Transport for London has committed to making every Crossrail station step free, which I recall followed some issues at West Ealing station, which was originally intended to remain as is (tiny ticket hall, no facilities).    Ilford station has two stairlifts between ticket hall and platforms 2/3 (Down Fast/Up Slow, the latter being the platform for Crossrail services to Liverpool Street).  I wonder if these stairlifts actually work, and when they were last used, and if any of the new wave of station staff have been trained in their use?  I assume the greater Crossrail project will replace a lot of the ageing and substandard infrastructure with a proper new station and step free scheme.....


What did surprise me about the Shenfield line is the amount of decent quality, secure cycle storage that is provided.  Kudos to whichever of the previous incumbent TOCs did this: it certainly adds to TfL's wider objectives around the promotion of sustainable modes, and hopefully stops people feeling the need to take their bike for a train ride!

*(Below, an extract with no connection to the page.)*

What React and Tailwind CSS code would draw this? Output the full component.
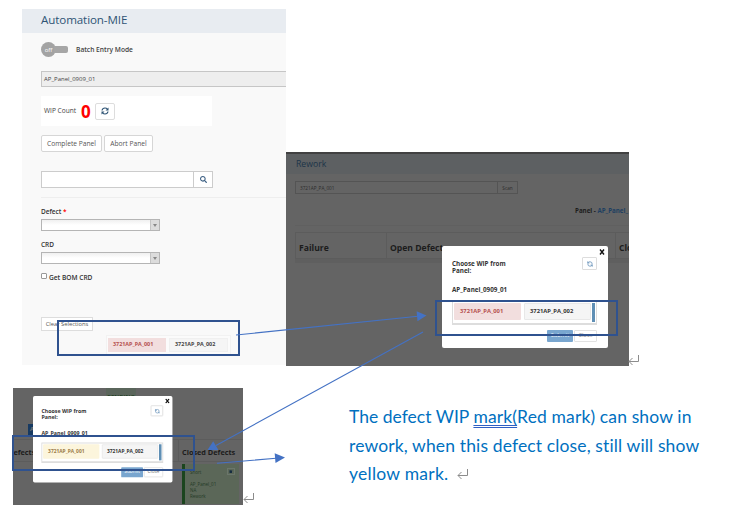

 So what isn't in my photographs?

1) There was absolutely no new signage bearing TfL branding or standards at any station (this will be relevant if I ever write a blog on the second half of my day);
2) There are lots of new station staff, who were visibly still finding their feet with the services and the locality of the stations.  This meets TfL's objective of staffing stations from first train to last, whereas previous franchisees often left customers to fend for themselves;
3) All station staff were wearing new style TfL uniforms.  A new uniform is being rolled out across all TfL modes' front line staff, with different coloured branding for different operations. Underground is red, Overground is orange, TfL Rail is a light blue.  Not only are they very smart, the staff seemed quite pleased with them too [btw I do not take pictures of people as the main subject except in extremis so no evidence of this!];
4) MTR Crossrail management. Everywhere!  All discovering the delights of Gidea Park or working a gate line at Ilford, and all identifiable with purple MTR Crossrail lanyards.  Good luck to them all as they've got the beginnings of an awesome new train set to play with!